9:50 - 10:50: 15. Benchmarking for EDA
Chair: Ismail Bustany (AMD)
1. "Invited: Benchmarker: A Web-Based System for Tracking Experimental Results", Rahul Rana, Tejas Bachhav, Aniruddha Dhumal, Ashutosh Pareek, Riya Sara Angel Korrapolu, Sathya Sai Ram Prabhala, Patrick Madden, Dishant Bhatnagar (Binghamton University) [abstract]
Abstract: Benchmarks have been a cornerstone of research in integrated circuit design. Well defined problems and metrics have allowed research teams to address key challenges and measure the impact of new ideas and methodologies. Traditionally, researchers could follow a handful of conferences and journals to stay abreast of advances. Over the past few years, the research pace has increased, and the number of publication venues has significantly expanded; staying up-to-date has become much more challenging for active research groups, paper reviewers, editors, and for anyone with an interest in a particular topic area. To streamline the dissemination of research results, reduce the chance of errors and misunderstandings, provide timely corrections and clarifications, and to make new publications and results more easily visible, we present Benchmarker, a web-based system for tracking experimental results.
2. "Invited: Toward Sustainable and Transparent Benchmarking for Academic Physical Design Research", Liwen Jiang, Andrew Kahng, Zhiang Wang, Zhiyu Zheng (Fudan University, University of California, San Diego) [abstract]
Abstract: This paper presents RosettaStone 2.0, an open benchmark translation and evaluation framework built on OpenROAD-Research [1]. RosettaStone 2.0 provides complete RTL-to-GDS reference flows for both conventional 2D designs and Pin-3D-style face-to-face (F2F) hybrid-bonded 3D designs, enabling rigorous apples-to-apples comparison across planar and three-dimensional implementation settings.
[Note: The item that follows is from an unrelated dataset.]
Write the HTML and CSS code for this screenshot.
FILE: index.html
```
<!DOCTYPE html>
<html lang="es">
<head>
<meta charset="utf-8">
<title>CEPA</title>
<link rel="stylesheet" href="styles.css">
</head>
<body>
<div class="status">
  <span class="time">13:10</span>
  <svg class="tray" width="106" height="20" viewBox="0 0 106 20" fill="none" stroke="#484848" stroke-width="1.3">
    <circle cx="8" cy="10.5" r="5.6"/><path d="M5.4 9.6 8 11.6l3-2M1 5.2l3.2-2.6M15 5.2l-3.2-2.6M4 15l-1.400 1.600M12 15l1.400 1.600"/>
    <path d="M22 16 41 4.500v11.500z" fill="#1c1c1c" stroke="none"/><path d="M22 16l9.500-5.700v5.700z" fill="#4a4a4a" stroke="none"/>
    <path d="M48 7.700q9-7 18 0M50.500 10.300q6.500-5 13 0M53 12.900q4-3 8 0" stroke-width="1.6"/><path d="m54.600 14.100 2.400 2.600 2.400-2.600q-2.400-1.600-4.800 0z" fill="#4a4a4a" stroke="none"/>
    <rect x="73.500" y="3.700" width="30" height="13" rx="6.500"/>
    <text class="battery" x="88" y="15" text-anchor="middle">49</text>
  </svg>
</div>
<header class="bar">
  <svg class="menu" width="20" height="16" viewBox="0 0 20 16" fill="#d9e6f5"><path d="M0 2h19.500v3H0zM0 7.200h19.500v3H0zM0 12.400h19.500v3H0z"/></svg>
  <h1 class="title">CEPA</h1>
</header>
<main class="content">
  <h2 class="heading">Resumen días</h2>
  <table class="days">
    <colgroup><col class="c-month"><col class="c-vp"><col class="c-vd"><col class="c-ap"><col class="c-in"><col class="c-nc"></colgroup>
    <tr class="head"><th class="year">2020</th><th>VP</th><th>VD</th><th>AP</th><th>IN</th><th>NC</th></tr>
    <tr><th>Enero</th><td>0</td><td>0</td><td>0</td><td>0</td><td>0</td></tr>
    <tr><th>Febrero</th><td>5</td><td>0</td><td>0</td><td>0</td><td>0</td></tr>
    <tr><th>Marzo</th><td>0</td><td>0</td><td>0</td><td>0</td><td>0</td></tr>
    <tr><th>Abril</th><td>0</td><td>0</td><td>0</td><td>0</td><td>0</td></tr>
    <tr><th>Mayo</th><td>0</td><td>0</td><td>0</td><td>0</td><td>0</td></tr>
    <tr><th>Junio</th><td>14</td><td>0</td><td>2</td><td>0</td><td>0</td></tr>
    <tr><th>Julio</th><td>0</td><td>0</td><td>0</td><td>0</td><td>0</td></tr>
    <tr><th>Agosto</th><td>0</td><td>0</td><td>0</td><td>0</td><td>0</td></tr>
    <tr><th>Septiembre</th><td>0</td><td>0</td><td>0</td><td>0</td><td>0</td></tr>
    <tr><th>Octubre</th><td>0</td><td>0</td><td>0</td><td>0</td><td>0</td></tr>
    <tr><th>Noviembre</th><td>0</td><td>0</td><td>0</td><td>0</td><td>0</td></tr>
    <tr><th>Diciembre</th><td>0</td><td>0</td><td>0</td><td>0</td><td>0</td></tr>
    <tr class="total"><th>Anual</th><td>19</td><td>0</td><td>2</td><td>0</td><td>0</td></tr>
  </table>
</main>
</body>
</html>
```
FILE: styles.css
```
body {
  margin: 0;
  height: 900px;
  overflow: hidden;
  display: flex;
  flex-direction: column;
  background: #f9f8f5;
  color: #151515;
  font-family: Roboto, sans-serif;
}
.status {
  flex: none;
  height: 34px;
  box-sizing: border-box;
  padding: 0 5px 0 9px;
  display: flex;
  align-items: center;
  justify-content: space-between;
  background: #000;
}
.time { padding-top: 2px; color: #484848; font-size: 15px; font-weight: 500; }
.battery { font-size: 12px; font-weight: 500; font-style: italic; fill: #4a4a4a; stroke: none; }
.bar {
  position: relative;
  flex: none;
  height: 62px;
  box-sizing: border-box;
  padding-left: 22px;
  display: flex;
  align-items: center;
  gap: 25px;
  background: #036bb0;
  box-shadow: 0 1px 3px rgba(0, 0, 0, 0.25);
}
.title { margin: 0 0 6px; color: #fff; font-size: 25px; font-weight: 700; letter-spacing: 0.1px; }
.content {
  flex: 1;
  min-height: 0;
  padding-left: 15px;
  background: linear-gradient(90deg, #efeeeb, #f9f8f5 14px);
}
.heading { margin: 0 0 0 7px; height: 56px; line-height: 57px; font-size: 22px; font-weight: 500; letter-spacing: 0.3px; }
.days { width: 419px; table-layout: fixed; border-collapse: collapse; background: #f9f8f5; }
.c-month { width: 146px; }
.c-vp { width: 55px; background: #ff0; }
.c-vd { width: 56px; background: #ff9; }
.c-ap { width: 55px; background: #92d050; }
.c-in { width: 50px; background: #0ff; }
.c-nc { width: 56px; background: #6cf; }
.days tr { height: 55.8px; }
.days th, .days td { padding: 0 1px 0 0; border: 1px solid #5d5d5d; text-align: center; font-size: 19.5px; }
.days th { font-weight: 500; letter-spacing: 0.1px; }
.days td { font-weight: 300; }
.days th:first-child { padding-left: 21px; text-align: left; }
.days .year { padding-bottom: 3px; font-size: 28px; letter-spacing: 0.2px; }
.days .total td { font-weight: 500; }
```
The framework is integrated within OpenROAD-flow-scripts (ORFS)-Research [2]; it incorporates continuous integration (CI)-based regression testing and provides a standardized evaluation pipeline based on the METRICS2.1 convention, with structured logs and reports generated by ORFS-Research. To support transparent and reproducible research, RosettaStone 2.0 further provides a community-facing leaderboard, which is governed by verified pull requests and enforced through Developer Certificate of Origin (DCO) compliance.
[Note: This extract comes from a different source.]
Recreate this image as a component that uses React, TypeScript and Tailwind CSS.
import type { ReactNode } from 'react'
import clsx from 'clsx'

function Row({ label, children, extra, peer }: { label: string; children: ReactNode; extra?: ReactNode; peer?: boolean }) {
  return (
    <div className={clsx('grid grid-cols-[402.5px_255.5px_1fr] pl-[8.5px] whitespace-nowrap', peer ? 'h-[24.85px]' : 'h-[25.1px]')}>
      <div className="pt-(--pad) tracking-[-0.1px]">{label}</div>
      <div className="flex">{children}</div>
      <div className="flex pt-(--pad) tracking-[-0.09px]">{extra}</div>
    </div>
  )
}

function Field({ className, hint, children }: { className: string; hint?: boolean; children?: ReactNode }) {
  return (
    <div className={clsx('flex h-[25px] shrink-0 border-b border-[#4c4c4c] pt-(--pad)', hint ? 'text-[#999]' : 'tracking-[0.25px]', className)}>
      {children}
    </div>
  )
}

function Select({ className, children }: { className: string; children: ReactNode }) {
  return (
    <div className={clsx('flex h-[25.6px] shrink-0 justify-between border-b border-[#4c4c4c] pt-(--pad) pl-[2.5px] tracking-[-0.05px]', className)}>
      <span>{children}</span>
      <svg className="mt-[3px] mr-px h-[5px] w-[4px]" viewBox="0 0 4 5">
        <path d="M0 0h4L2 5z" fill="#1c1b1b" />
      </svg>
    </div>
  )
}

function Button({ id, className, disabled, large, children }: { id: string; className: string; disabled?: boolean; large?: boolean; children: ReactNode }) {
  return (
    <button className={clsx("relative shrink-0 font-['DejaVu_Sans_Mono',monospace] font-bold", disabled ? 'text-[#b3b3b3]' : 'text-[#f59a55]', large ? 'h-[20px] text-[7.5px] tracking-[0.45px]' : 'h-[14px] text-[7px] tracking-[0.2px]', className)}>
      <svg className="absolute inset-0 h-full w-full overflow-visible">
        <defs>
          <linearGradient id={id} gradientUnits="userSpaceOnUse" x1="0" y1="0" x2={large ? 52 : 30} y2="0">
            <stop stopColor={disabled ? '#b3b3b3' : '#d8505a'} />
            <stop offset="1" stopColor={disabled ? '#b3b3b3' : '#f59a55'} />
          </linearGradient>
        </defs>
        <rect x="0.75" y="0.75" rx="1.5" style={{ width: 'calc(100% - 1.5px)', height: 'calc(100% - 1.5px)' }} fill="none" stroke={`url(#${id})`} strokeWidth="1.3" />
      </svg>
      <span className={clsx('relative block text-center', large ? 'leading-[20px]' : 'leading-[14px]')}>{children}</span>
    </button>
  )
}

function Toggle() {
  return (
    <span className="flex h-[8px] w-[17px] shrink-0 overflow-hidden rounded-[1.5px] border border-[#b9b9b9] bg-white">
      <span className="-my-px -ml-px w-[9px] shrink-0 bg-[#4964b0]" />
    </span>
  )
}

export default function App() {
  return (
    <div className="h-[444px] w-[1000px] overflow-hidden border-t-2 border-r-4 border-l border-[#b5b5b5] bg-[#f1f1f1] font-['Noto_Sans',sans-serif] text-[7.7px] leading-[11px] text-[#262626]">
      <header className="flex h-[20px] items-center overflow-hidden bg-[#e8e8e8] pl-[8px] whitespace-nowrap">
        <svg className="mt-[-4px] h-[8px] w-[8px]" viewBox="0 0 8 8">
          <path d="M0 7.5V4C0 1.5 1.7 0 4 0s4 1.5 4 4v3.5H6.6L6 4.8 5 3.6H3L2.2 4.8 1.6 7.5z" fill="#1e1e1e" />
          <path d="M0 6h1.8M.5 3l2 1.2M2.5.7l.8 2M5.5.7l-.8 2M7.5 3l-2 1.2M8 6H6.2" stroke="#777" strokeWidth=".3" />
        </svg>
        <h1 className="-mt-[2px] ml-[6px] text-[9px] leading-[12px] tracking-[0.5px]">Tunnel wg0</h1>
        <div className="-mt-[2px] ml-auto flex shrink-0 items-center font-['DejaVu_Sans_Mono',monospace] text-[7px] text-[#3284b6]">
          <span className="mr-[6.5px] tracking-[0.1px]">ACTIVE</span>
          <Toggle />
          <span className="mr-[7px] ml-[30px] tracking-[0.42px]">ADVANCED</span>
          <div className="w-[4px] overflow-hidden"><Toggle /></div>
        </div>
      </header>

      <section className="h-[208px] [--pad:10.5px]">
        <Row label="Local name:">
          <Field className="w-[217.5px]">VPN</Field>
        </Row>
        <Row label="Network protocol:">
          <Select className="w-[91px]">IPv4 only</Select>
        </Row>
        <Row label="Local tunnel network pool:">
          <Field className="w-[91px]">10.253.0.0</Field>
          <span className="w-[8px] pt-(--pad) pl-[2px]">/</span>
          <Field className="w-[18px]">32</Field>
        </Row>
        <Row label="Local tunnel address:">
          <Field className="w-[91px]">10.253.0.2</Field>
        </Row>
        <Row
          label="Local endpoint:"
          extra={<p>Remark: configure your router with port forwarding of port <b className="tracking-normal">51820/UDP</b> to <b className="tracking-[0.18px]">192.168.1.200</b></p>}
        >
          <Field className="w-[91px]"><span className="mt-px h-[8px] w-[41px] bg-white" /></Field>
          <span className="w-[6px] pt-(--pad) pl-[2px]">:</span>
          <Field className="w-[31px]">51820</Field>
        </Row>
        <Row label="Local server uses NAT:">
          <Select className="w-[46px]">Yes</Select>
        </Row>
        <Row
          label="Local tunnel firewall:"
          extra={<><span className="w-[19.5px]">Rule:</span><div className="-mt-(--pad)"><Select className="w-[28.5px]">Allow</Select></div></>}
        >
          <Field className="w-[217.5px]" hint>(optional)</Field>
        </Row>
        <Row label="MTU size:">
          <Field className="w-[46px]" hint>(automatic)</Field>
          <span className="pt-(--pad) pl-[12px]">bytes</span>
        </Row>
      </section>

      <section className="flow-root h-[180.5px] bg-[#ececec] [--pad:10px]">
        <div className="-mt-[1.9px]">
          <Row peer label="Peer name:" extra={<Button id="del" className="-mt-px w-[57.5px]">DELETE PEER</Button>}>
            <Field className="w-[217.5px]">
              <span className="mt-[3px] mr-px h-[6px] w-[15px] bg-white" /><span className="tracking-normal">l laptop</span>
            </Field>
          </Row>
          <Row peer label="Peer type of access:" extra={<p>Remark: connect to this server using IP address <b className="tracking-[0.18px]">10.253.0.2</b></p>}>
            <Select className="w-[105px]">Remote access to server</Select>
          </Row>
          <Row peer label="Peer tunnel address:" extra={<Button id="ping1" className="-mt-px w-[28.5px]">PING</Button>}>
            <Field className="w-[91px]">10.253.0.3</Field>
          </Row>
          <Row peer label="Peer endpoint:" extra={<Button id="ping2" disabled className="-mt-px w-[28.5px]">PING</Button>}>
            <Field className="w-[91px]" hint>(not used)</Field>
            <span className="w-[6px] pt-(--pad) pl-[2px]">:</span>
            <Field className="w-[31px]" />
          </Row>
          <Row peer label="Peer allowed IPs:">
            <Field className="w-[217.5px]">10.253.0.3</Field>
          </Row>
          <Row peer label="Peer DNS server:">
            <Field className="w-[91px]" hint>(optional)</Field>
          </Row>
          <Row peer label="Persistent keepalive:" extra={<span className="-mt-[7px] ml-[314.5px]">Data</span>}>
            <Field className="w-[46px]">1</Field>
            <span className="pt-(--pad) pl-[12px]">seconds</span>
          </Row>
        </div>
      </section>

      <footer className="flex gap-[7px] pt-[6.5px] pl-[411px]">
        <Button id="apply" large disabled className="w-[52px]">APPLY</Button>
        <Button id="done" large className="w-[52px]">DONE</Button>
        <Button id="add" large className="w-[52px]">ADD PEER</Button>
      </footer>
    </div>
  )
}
3. "Invited: Modern Hypergraph Partitioning: KaHyPar, Mt-KaHyPar, and Beyond", Sebastian Schlag, Christian Schulz, Tobias Heuer (Heidelberg University, eBay) [abstract]
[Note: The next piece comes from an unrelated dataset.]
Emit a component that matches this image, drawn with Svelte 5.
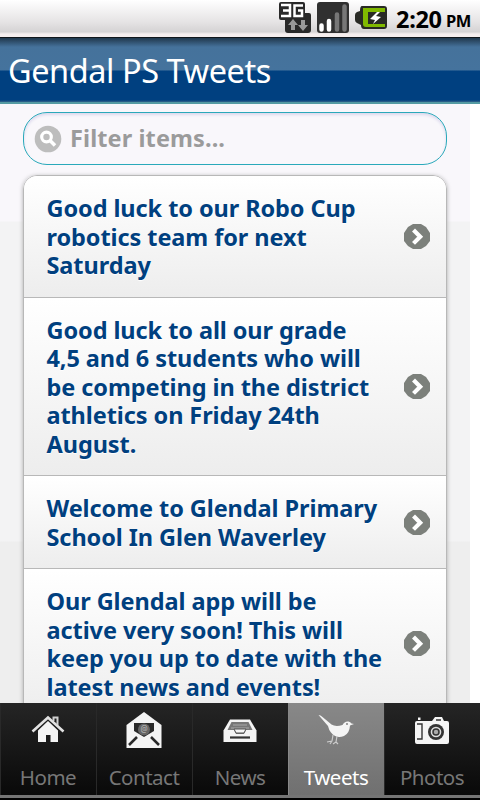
<script lang="ts">
  interface Tweet {
    lines: string[];
  }

  const tweets: Tweet[] = [
    { lines: ['Good luck to our Robo Cup', 'robotics team for next', 'Saturday'] },
    {
      lines: [
        'Good luck to all our grade',
        '4,5 and 6 students who will',
        'be competing in the district',
        'athletics on Friday 24th',
        'August.',
      ],
    },
    { lines: ['Welcome to Glendal Primary', 'School In Glen Waverley'] },
    {
      lines: [
        'Our Glendal app will be',
        'active very soon! This will',
        'keep you up to date with the',
        'latest news and events!',
      ],
    },
  ];

  const tabs: string[] = ['Home', 'Contact', 'News', 'Tweets', 'Photos'];

  let active: string = $state('Tweets');
  let filter: string = $state('');

  const shown = $derived(
    tweets.filter((t) => t.lines.join(' ').toLowerCase().includes(filter.toLowerCase())),
  );
</script>

<div class="phone">
  <div class="status">
    <svg class="net" width="32" height="33" viewBox="0 0 32 33">
      <path d="M2 1h22q2 0 2 2v9h4q2 0 2 2v15q0 3-3 3H9q-3 0-3-3V19H2q-2 0-2-2V3q0-2 2-2z" fill="#292929" />
      <path d="M2 4h9v11H2M4 9.500h7M24 4.500h-8.500V15H23V9.500h-4" fill="none" stroke="#fff" stroke-width="2.5" />
      <path d="M14 18l5 6h-3v5h-4v-5H9zM24 30l-5-6h3v-5h4v5h3z" fill="#999" />
    </svg>
    <svg class="signal" width="32" height="33" viewBox="0 0 32 33">
      <rect y="1" width="32" height="31" rx="3" fill="#303030" />
      <path d="M4.500 28.500v-4M12 28.500V20" stroke="#fff" stroke-width="4.500" stroke-linecap="round" />
      <path d="M20 28.500V13.500M27.500 28.500V5.500" stroke="#777" stroke-width="4.500" stroke-linecap="round" />
    </svg>
    <svg class="battery" width="32" height="25" viewBox="0 0 32 25">
      <path d="M7 1h22q3 0 3 3v17q0 3-3 3H9q-3 0-3-4l-4-2q-2-1-2-3v-5q0-2 2-3l3-1q0-5 2-5z" fill="#292a25" />
      <path d="M8 3h22v4H13v12h17v3H11q-3 0-3-3z" fill="#80b900" />
      <path d="M22 7l-7 7 5 1-2 4 8-7-5-1 4-4z" fill="#fff" />
    </svg>
    <span class="clock">2:20</span>
    <span class="meridiem">PM</span>
  </div>

  <header><h1>Gendal PS Tweets</h1></header>

  <main>
    <div class="page">
      <label class="search">
        <svg width="28" height="28" viewBox="0 0 28 28">
          <circle cx="14" cy="14" r="13.3" fill="#bdbdbd" />
          <circle cx="12.5" cy="12" r="4.800" fill="none" stroke="#fff" stroke-width="3.2" />
          <path d="M15.500 15l5.500 5.500" stroke="#fff" stroke-width="3.6" />
        </svg>
        <input type="text" placeholder="Filter items..." bind:value={filter} />
      </label>

      <ul>
        {#each shown as tweet}
          <li>
            <p>
              {#each tweet.lines as line}
                <span>{line}</span>
              {/each}
            </p>
            <svg class="arrow" width="28" height="28" viewBox="0 0 28 28">
              <path d="M10 1h8l5 3 4 6v8l-4 5-5 3h-8l-5-3-4-5v-8l4-6z" fill="#7c807b" />
              <path d="M12 8.500l5.200 5.200-5.200 5.200" fill="none" stroke="#fff" stroke-width="4.200" stroke-linecap="square" />
            </svg>
          </li>
        {/each}
      </ul>
    </div>
  </main>

  <nav>
    {#each tabs as tab}
      <button type="button" class:active={tab === active} onclick={() => (active = tab)}>
        <svg width="36" height="36" viewBox="0 0 36 36" fill="#f4f4f4">
          {#if tab === 'Home'}
            <path d="M18 9L8 18.500V30h8v-7h4.500v7H28V18.500z" />
            <path d="M2.500 19.500L18 5.500l15.500 14" fill="none" stroke="#e2e2e2" stroke-width="2.600" />
            <path d="M23.500 9V5.500h4V13" fill="none" stroke="#d0d0d0" stroke-width="2" />
          {:else if tab === 'Contact'}
            <path d="M18 0l17.500 13v23H.5V13z" />
            <path d="M8 11h20v8l-10 6-10-6z" fill="#292929" />
            <circle cx="18" cy="17.500" r="6" fill="#666" />
            <text x="18" y="20" text-anchor="middle" class="at">@</text>
            <path d="M3 33l8-8M33 33l-8-8" stroke="#292929" stroke-width="2.500" />
          {:else if tab === 'News'}
            <path d="M8 7.500h20l6.500 11V30h-33V18.500z" />
            <path d="M9.500 10h17l4 8H24l-2 4h-8l-2-4H5.500z" fill="#777" />
            <path d="M11 13h14M9 16h18" stroke="#aaa" />
            <path d="M12 17h12l-2 4h-8z" fill="#f4f4f4" stroke="#555" />
            <path d="M8 25.500h20" stroke="#333" stroke-width="2.200" />
          {:else if tab === 'Tweets'}
            <path d="M0.500 3q2 0 4 2l9 7.500q4 2.500 11 .5 2-4 6-3.500 2 .5 3 2l2.500.5-4 1.500q-.5 8-6 10.500-8 3-13-3.500-2-2-3-6.500z" />
            <path d="M15 23l-1 6-5 1m5-1l-2 3m7-8l-1 6-3 2m3-2l2 2" fill="none" stroke="#ccc" stroke-width="1.200" />
            <circle cx="29" cy="12" r="0.900" fill="#777" />
          {:else}
            <path d="M3 9h15l3-4h7l2 4h3q2 0 2 2v19q0 2-2 2H3q-2 0-2-2V11q0-2 2-2z" />
            <path d="M22 8h5M3 12h5v15H3" fill="none" stroke="#333" stroke-width="1.400" />
            <circle cx="22" cy="20" r="8" fill="#333" />
            <circle cx="22" cy="20" r="5.300" fill="#ddd" />
            <circle cx="22" cy="20" r="3" fill="#aaa" stroke="#333" stroke-width="1.500" />
            <path d="M4 8V5.500h2.500V8z" />
          {/if}
        </svg>
        <span>{tab}</span>
      </button>
    {/each}
  </nav>
</div>

<style>
  :global(body) {
    margin: 0;
    background: #000;
  }

  .phone {
    display: flex;
    flex-direction: column;
    width: 480px;
    height: 800px;
    overflow: hidden;
    background: #fff;
    font-family: 'Noto Sans', 'Open Sans', sans-serif;
  }

  .status {
    display: flex;
    flex: none;
    box-sizing: border-box;
    height: 38px;
    padding: 1px 0 0 279px;
    border-bottom: 1px solid #10161b;
    background: linear-gradient(#fff, #e5e3e4 60%, #d5d3d4 86%, #f5eeee 92%, #f5eeee);
    color: #000;
    font-weight: 700;
    line-height: 36px;
    white-space: nowrap;
  }

  .signal {
    margin-left: 6px;
  }

  .battery {
    margin: 4px 0 0 6px;
  }

  .clock {
    width: 50px;
    margin-left: 9px;
    font-size: 23.5px;
    letter-spacing: -0.3px;
  }

  .meridiem {
    font-size: 16.5px;
    line-height: 40px;
    letter-spacing: -0.4px;
  }

  header {
    flex: none;
    box-sizing: border-box;
    height: 66px;
    padding-left: 8px;
    border-bottom: 2px solid #559ba3;
    background: linear-gradient(#20374c, #45729b 9px, #45739d 32px, #004080 33px, #004080 62px, #35658b);
  }

  h1 {
    margin: 0;
    color: #fff;
    font-size: 32.5px;
    font-weight: 400;
    line-height: 66px;
    letter-spacing: -0.45px;
    white-space: nowrap;
  }

  main {
    flex: 1;
    min-height: 0;
    overflow: hidden;
  }

  .page {
    box-sizing: border-box;
    width: 470px;
    height: 600px;
    padding: 8px 23px 0;
    background: linear-gradient(#f9f7fb, #f9f7fb 117px, #f3f3f4 118px, #f3f3f4 437px, #eee 438px);
  }

  .search {
    display: flex;
    align-items: center;
    box-sizing: border-box;
    height: 53px;
    padding-left: 10px;
    border: 1px solid #2aa9ba;
    border-radius: 24px;
    box-shadow: inset 0 2px 3px #ddd9ed;
  }

  input {
    width: 300px;
    margin: 0 0 2px 8px;
    padding: 0;
    border: 0;
    outline: none;
    background: none;
    font: 700 23.5px 'Noto Sans', 'Open Sans', sans-serif;
    letter-spacing: 0.1px;
  }

  input::placeholder {
    color: #9b9b9b;
    opacity: 1;
  }

  ul {
    margin: 10px 0 0;
    padding: 0;
    border: 1px solid #b8b8b8;
    border-radius: 14px 14px 0 0;
    box-shadow: 0 1px 4px #aaa;
    list-style: none;
    overflow: hidden;
  }

  li {
    display: flex;
    align-items: center;
    justify-content: space-between;
    padding: 17px 15px 17px 22.5px;
    border-top: 1px solid #fff;
    border-bottom: 1px solid #b8b8b8;
    background: linear-gradient(#fff, #ededed);
  }

  p {
    margin: 0;
    color: #00407f;
    font-size: 23.5px;
    font-weight: 700;
    line-height: 28.5px;
    letter-spacing: -0.08px;
    text-shadow: 0 1px 1px #fff;
    white-space: nowrap;
  }

  p span {
    display: block;
  }

  .arrow {
    flex: none;
  }

  nav {
    display: grid;
    flex: none;
    grid-template-columns: repeat(5, 1fr);
    height: 92px;
    border-bottom: 3px solid #747474;
    box-shadow: 0 3px #000;
    margin-bottom: 2px;
  }

  button {
    display: flex;
    flex-direction: column;
    align-items: center;
    padding: 9px 1px 0 0;
    border: 0;
    border-left: 1px solid #292929;
    background: linear-gradient(#252525, #090909);
    color: #777;
    font: 400 20.5px/30px 'Noto Sans', 'Open Sans', sans-serif;
    letter-spacing: -0.5px;
  }

  button.active {
    border-color: #888;
    background: linear-gradient(#888, #707070);
    color: #fff;
  }

  button span {
    margin-top: 14px;
  }

  .at {
    fill: #bbb;
    font-size: 8px;
    letter-spacing: 0;
  }
</style>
Abstract: Hypergraph partitioning is a standard abstraction for VLSI circuit partitioning. While hypergraphs naturally capture multi-terminal nets, they also arise in a wide range of non-VLSI applications, including sparse matrix computations, scientific simulations, and data-intensive workloads. Historically, many successful hypergraph partitioning tools have been carefully tuned to the requirements of specific application domains, leaving a gap for general-purpose frameworks that deliver high solution quality and scalable performance across diverse classes of instances. Since balanced hypergraph partitioning is computationally in- tractable, heuristics are used in practice, with the three-phase multi-level paradigm being the most prominent approach. Within this paradigm, the choice and interaction of coarsening, initial partitioning, and refinement techniques largely determine the resulting trade-offs between solution quality and running time. This talk1 traces the development of modern hypergraph partitioning through three representative tools: KaHyPar [1, 2, 5, 11– 13, 15, 16], Mt-KaHyPar [4, 6–10, 14], and HeiCut [3]. KaHyPar advanced the state of the art in general-purpose hypergraph partitioning by employing a highly fine-grained multilevel scheme together with a combination of localized and flow-based refinement techniques, complemented by sparsification and structure-aware coarsening strategies. Mt-KaHyPar extends these ideas to shared-memory parallelism, reshaping the time–quality trade-off landscape by parallelizing the techniques introduced in KaHyPar. Looking beyond heuristic methods, HeiCut illustrates how engineered exact algorithms can complement heuristic approaches by making minimum cut computations feasible at scale through optimality-preserving reduction techniques.
10:50 - 11:10: Break
11:10 - 11:50: 16. Contest Summary/Results
Chair: Tung-Chieh Chen (Synopsys)
"ISPD 2026 Contest: Post-Placement Buffering and Sizing", Andrew B. Kahng, Seokhyeong Kang, Sayak Kundu, Yiting Liu, Davit Markarian, Seonghyeon Park, Zhiang Wang (University of California, San Diego, Pohang University of Science and Technology, Fudan University) [abstract]
Abstract: The ISPD 2026 Contest [22] challenges participants to develop post-detailed placement buffering and sizing tools that optimize timing and fix electrical rule check (ERC) violations under real-world constraints. Unlike prior contests, this contest emphasizes practical physical design challenges including fixed macros and I/Os, power delivery network (PDN) blockages, soft placement blockages, and fixed routing resources. The contest provides eight public benchmarks and four hidden benchmarks, with a range from 15K to 1.4M instances, in the ASAP7 7nm technology node [4] with multi-threshold voltage cell libraries. Evaluation is performed using the open-source OpenROAD infrastructure, with scoring based on timing (total negative slack), power (dynamic and leakage) and penalties for ERC violations, displacement, routing congestion and runtime. This paper describes the contest problem formulation, benchmarks, evaluation methodology, a review of related contests and a two-year roadmap for continuation in the ISPD 2027 Contest.
11:50 - 12:00: Outlook to ISPD 2027
12:00 - 17:00: Social Outing
We will travel to the top of the Drachenfels (engl. dragon's rock) south of Bonn via bus and rack railway. It is topped with the ruins of a 850 year old castle and one Germany's most visited natural monuments. On the way we will have lunch in the wine cellar of the Bredershof, a 400 year old farm house.
17:00: Free Arithmeum Tour, Lennéstr. 2, 53113 Bonn (registration required)
Explore the history of calculating machines and enjoy constructive art!